Monday, August 25, 2014

Quality of comments on blogs gets sillier as more interaction moves to Facebook and Twitter


Okay, it’s time to talk about comments, again.

I do get a lot of “anonymous” comments that Blogger marks as spam, and usually I don’t open.  They don’t even appear in a moderation queue.  Generally, they make some kind of generic comment about my blog and then provide a link to a website selling relatively silly items (like diet pills and the like).  It’s all pretty harmless.  I understand the economics of spam, but it’s hard to see how anyone would order these items online.
  
In my Wordpress blogs (on two different sites), the same thing happens.  I haven’t gotten around to looking at the moderation queue of “billboushka.com” for a while, but I usually delete everything en masse as spam.  On the newer sites under Bluehost, I get them filtered by Askimet (link ).   A few get through.  I even approve a few of them, but I probably shouldn’t.  I’ve read that reputable companies and organizations tend to judge the credibility of a blog not only by its own content (originality, fact-checking, and so on) but by the quality of comments the blogger can “attract”.
  
I also very rarely (but very recently)  get comments attempting to flame some particular company or person.  While Section 230 of the 1996 Telecommunications Act should protect me from downstream liability, I’ll reject the comment if it is clearly made in bad faith and is just an attack.  A comment that complains about some party needs to back up its claims with some articulable facts. And a comment needs to have some relevance to the specifics of the posting.
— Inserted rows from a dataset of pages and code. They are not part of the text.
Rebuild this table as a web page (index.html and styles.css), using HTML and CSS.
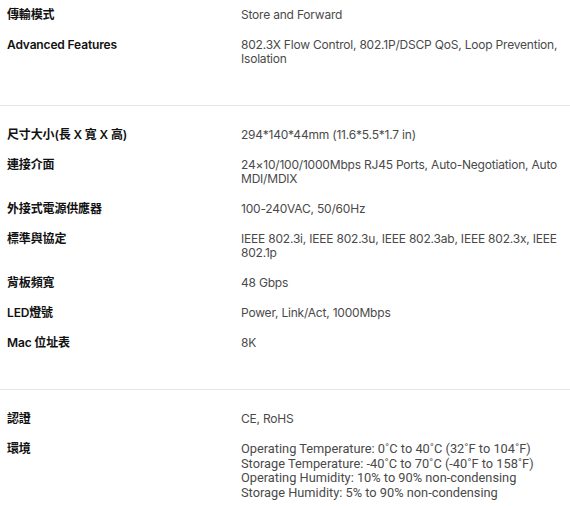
FILE: index.html
```html
<!DOCTYPE html>
<html lang="zh-Hant">

<head>
    <meta charset="UTF-8">
    <meta name="viewport" content="width=device-width, initial-scale=1.0">
    <title>規格</title>
    <link rel="stylesheet" href="styles.css">
</head>

<body>
    <div class="spec-group">
        <div class="spec-row">
            <div class="spec-name">傳輸模式</div>
            <div class="spec-value">Store and Forward</div>
        </div>
        <div class="spec-row">
            <div class="spec-name">Advanced Features</div>
            <div class="spec-value">802.3X Flow Control, 802.1P/DSCP QoS, Loop Prevention, Isolation</div>
        </div>
    </div>

    <div class="spec-group">
        <div class="spec-row">
            <div class="spec-name">尺寸大小(長 X 寬 X 高)</div>
            <div class="spec-value">294*140*44mm (11.6*5.5*1.7 in)</div>
        </div>
        <div class="spec-row">
            <div class="spec-name">連接介面</div>
            <div class="spec-value">24×10/100/1000Mbps RJ45 Ports, Auto-Negotiation, Auto MDI/MDIX</div>
        </div>
        <div class="spec-row">
            <div class="spec-name">外接式電源供應器</div>
            <div class="spec-value">100-240VAC, 50/60Hz</div>
        </div>
        <div class="spec-row">
            <div class="spec-name">標準與協定</div>
            <div class="spec-value">IEEE 802.3i, IEEE 802.3u, IEEE 802.3ab, IEEE 802.3x, IEEE 802.1p</div>
        </div>
        <div class="spec-row">
            <div class="spec-name">背板頻寬</div>
            <div class="spec-value">48 Gbps</div>
        </div>
        <div class="spec-row">
            <div class="spec-name">LED燈號</div>
            <div class="spec-value">Power, Link/Act, 1000Mbps</div>
        </div>
        <div class="spec-row">
            <div class="spec-name">Mac 位址表</div>
            <div class="spec-value">8K</div>
        </div>
    </div>

    <div class="spec-group">
        <div class="spec-row">
            <div class="spec-name">認證</div>
            <div class="spec-value">CE, RoHS</div>
        </div>
        <div class="spec-row">
            <div class="spec-name">環境</div>
            <div class="spec-value env">
                Operating Temperature: 0˚C to 40˚C (32˚F to 104˚F)<br>
                Storage Temperature: -40˚C to 70˚C (-40˚F to 158˚F)<br>
                Operating Humidity: 10% to 90% non-condensing<br>
                Storage Humidity: 5% to 90% non-condensing
            </div>
        </div>
    </div>
</body>

</html>
```

FILE: styles.css
```css
body {
    margin: 0;
    background: #fff;
    font-family: "Inter", "Noto Sans CJK TC", sans-serif;
    font-size: 12px;
    line-height: 14px;
    color: #4a4a4a;
}

.spec-group {
    display: flex;
    flex-direction: column;
    gap: 16px;
    padding: 22px 5px 39px 7px;
    border-bottom: 1px solid #e6e6e6;
}

.spec-group:first-child {
    padding-top: 8px;
}

.spec-group:last-child {
    padding-bottom: 4px;
    border-bottom: none;
}

.spec-row {
    display: grid;
    grid-template-columns: 234px 1fr;
}

.spec-name {
    font-weight: 600;
    letter-spacing: -0.15px;
    color: #111;
}

.spec-value {
    letter-spacing: -0.2px;
}

.spec-value.env {
    font-family: "Roboto", sans-serif;
    font-size: 12.8px;
    letter-spacing: 0;
    line-height: 14.7px;
}
```
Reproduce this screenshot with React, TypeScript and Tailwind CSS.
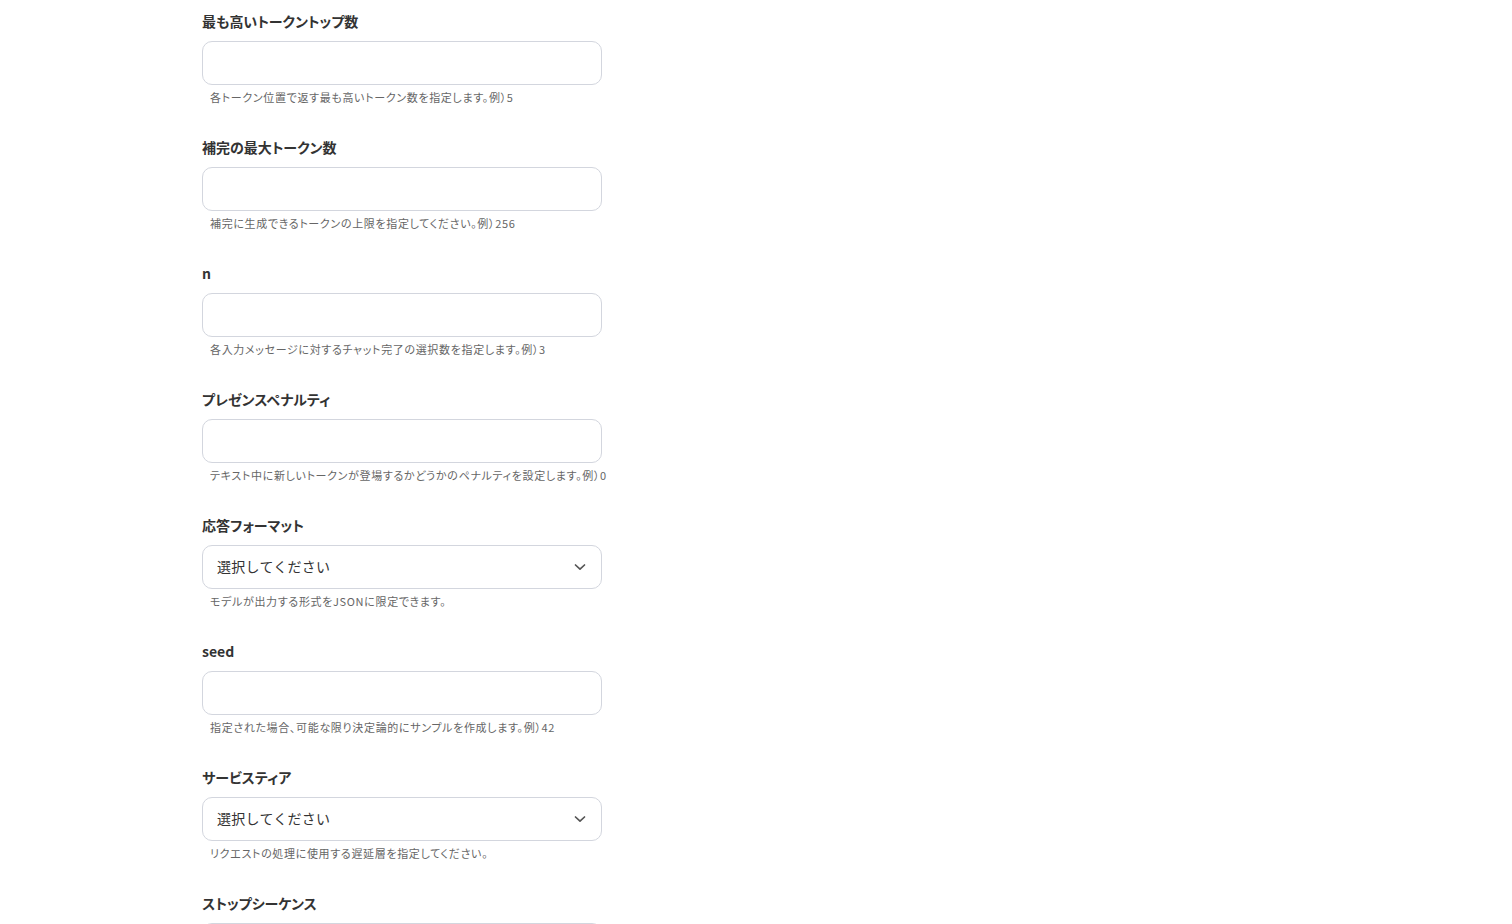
const fields: { label: string; hint: string; select?: boolean }[] = [
  { label: "最も高いトークントップ数", hint: "各トークン位置で返す最も高いトークン数を指定します。例）5" },
  { label: "補完の最大トークン数", hint: "補完に生成できるトークンの上限を指定してください。例）256" },
  { label: "n", hint: "各入力メッセージに対するチャット完了の選択数を指定します。例）3" },
  { label: "プレゼンスペナルティ", hint: "テキスト中に新しいトークンが登場するかどうかのペナルティを設定します。例）0" },
  { label: "応答フォーマット", hint: "モデルが出力する形式をJSONに限定できます。", select: true },
  { label: "seed", hint: "指定された場合、可能な限り決定論的にサンプルを作成します。例）42" },
  { label: "サービスティア", hint: "リクエストの処理に使用する遅延層を指定してください。", select: true },
  { label: "ストップシーケンス", hint: "" },
];

function Chevron() {
  return (
    <svg width="12" height="12" viewBox="0 0 12 12" fill="none">
      <path d="M1.5 4L6 8.2L10.5 4" stroke="#555" strokeWidth="1.7" strokeLinecap="round" strokeLinejoin="round" />
    </svg>
  );
}

export default function App() {
  return (
    <div
      className="min-h-screen bg-white pl-[202px] pt-3 text-[#333]"
      style={{ fontFamily: '"Noto Sans CJK JP", "Noto Sans", sans-serif' }}
    >
      <div className="flex w-[400px] flex-col">
        {fields.map((f) => (
          <div key={f.label} className="h-[126px] shrink-0">
            <label className="block h-5 text-[14px] font-bold leading-[18px] text-[#333] [font-feature-settings:'palt']">
              {f.label}
            </label>
            <div className="mt-[9px] flex h-11 items-center justify-between rounded-[10px] border border-[#d3d6de] bg-white pl-[14px] pr-[15px]">
              {f.select && (
                <>
                  <span className="-mt-[3px] text-[14px] leading-5 tracking-[0.02em] text-[#333]">選択してください</span>
                  <Chevron />
                </>
              )}
            </div>
            {f.hint && (
              <p className="mt-1 whitespace-nowrap pl-2 text-[11px] leading-4 tracking-[0.06em] text-[#666] [font-feature-settings:'palt']">
                {f.hint}
              </p>
            )}
          </div>
        ))}
      </div>
    </div>
  );
}
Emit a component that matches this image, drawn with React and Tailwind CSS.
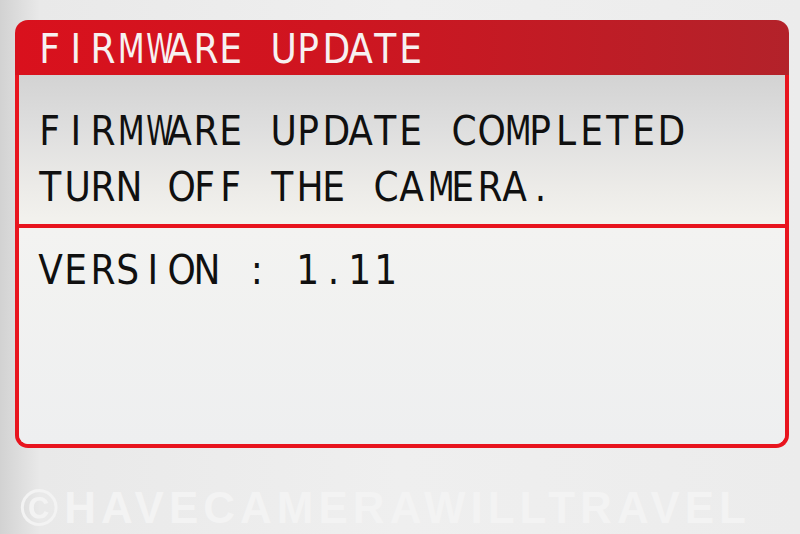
import React from "react";

const Cells = ({ text, className }) => (
  <div className={className}>
    {[...text].map((c, i) => (
      <span key={i} className="inline-block w-[25.8px] text-center">
        <span
          className={
            c === "W"
              ? "inline-block scale-x-[0.68]"
              : c === "M"
              ? "inline-block scale-x-[0.78]"
              : "inline-block scale-x-90"
          }
        >
          {c === " " ? "\u00a0" : c}
        </span>
      </span>
    ))}
  </div>
);

export default function App() {
  return (
    <div className="w-[800px] h-[534px] overflow-hidden bg-[linear-gradient(90deg,#d2d2d2_0%,#e9e9e9_5%,#efefef_50%,#ececec_100%)] flex flex-col">
      <div className="ml-[15px] mt-[20px] w-[774px] h-[428px] flex flex-col">
        {/* header */}
        <div className="h-[55px] shrink-0 rounded-t-[13px] bg-[linear-gradient(90deg,#d9111d_0%,#cf1520_40%,#b3222a_100%)] pl-[22px] pt-[9px]">
          <Cells
            text="FIRMWARE UPDATE"
            className="flex text-[40px] leading-[40px] text-[#f7f1f1] font-['DejaVu_Sans',sans-serif]"
          />
        </div>
        {/* body */}
        <div className="flex-1 flex flex-col border-x-[4px] border-b-[4px] border-[#e8141e] rounded-b-[13px] overflow-hidden">
          <div className="h-[149px] shrink-0 bg-[linear-gradient(180deg,#d3d3d3_0%,#dedede_35%,#ecebe8_75%,#f3f2ee_100%)] pl-[18px] pt-[36px] flex flex-col gap-[16px] text-[#101010] font-['DejaVu_Sans',sans-serif] text-[40px] leading-[40px]">
            <Cells text="FIRMWARE UPDATE COMPLETED" className="flex" />
            <Cells text="TURN OFF THE CAMERA." className="flex" />
          </div>
          <div className="h-[4px] shrink-0 bg-[#e8141e]" />
          <div className="flex-1 bg-[linear-gradient(180deg,#f3f3f1_0%,#eeeff0_100%)] pl-[18px] pt-[22px] text-[#101010] font-['DejaVu_Sans',sans-serif] text-[40px] leading-[40px]">
            <Cells text="VERSION : 1.11" className="flex" />
          </div>
        </div>
      </div>
      {/* watermark */}
      <div className="mt-[34px] ml-[20px] flex items-center text-[#f3f3f3] font-['Liberation_Sans',sans-serif] font-bold leading-[52px]">
        <span className="text-[52px] mr-[6px]">©</span>
        <span className="text-[44px] tracking-[5px]">HAVECAMERAWILLTRAVEL</span>
      </div>
    </div>
  );
}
I used to get a lot more good comments on the blogs.  Blog comments have slowed down somewhat since Facebook (in particular) has come to rule the world.  I do have my Twitter feed copied onto Facebook, and many of my tweets get reasonable comments on Facebook (as well as retweeting, replies, or favoriting).  It’s a lot more convenient now to write a detailed comment about something (like how the Washington Nationals are winning, or about “Will and Sonny” on “Days of our Lives”) on Facebook than on blogs (or even specific fan sites).   Mark Zuckerberg has changed the Comment Game (and monopolized the indirect revenue stream thereof).  Oh, and by the way, the latest episodes about Will’s own writing career bear a lot on the world of publishing – whether by self or by others (see TV blog Aug. 18, 2014).
  
The deterioration of blog comment quality does raise another concern.  How much do I care about my readers?  The tone of a few of the “spammy” comments, trying to flatter me as a “writer”, is disturbing;  the flatter is sarcastic, as if I don’t live in their “real world”.  The spam seems to be a desperate attempt to earn a little change in an economy that is getting increasingly polarized (the silly robocalls are another symptom), and where the idea of learning for its own sake is less cool for so much of the public.  And, yes, it’s back-to-school time. 


I’ve recently described, elsewhere, my concept of “karmic journalism”.  The major media outlets are always raising red flags about terror and other criminal or natural threats to the public, for good reason.  Some people are concerned about the psychological effect when an individual like me raises them, as if to say “I told you so”.  It suggests that the speaker is unsocialized and unusually vulnerable to having his life destroyed by enemies who are indignant over his own bad karma.  I’ve gotten that kind of reaction before from my own (now late) mother.  
  
Let me note also, I often get requests to review books.  One person has only so much time.  I generally don't review children's books unless the book addresses some issue of importance to me (like sexual orientation).  I generally don't review various fantasy and and sci-fi genres (or romance) unless something specific catches my eye.  Self-published is fine.  I might be more likely attentive to a genre work to be interested if the author is local or already known to me for some reason.